Another animal I’ve always thought we’ve got wrong is the wolf. Countless fairytales have encouraged us to think of wolves as dark, sinister, uncontrollably violent. We use the words wolfish, vulpine. And when we imagine wolves in human form they are savage and murderous.
But why? On what evidence?
I’ve sometimes thought of writing a story in which a real wolf-man is created with the body and intelligence of a human, but the instincts and drives of a wild wolf. To everyone’s disappointment, he turns out to be a mild-mannered, comformist creature, anxious to please, concerned about his social standing and willing to do what he’s told.
Wolves are social, hierarchical creatures, after all. Their desires and priorities are like our own. It’s not a coincidence that they’re the ancestors of our best-loved pet. With added intelligence and a human body, wolf-man is pretty much an average bloke.

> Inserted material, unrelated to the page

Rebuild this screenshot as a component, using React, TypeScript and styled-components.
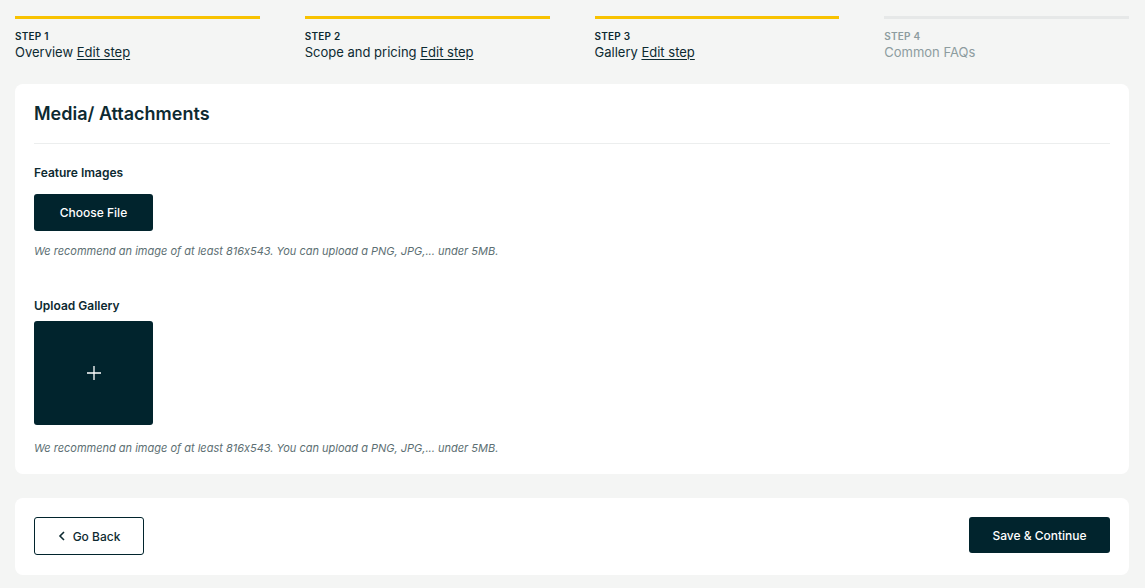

But in my story there’s also a bear-man, and he’s another thing entirely. Having the instincts of a solitary hunter, he has no need for company of any kind, except for occasional sex, and cares nothing at all for what people think of him. In my story, bear-man is capable of calculation and learning, and so assumes some sort of veneer of human-ness because he perceives it to be in his interests to do so, but beneath it he remains utterly unreachable and entirely cold. A truly scary being.
Oddly enough, though, the bear is much more positive figure in human culture than the wolf. Think of Winnie the Pooh, Paddington, Baloo, Yogi, and try and find even one wolf equivalent. Bears are seldom the villain in stories, in spite of the fact that killings of humans by bears, unlike killings by wolves, really do quite regularly occur.
Is it their very similarity to us that makes wolves our animal of choice when we want to project our violent impulses onto some other creature?
(We’ve got more than a little in common with rats too: versatile omnivores which have managed to spread themselves across most of the planet.)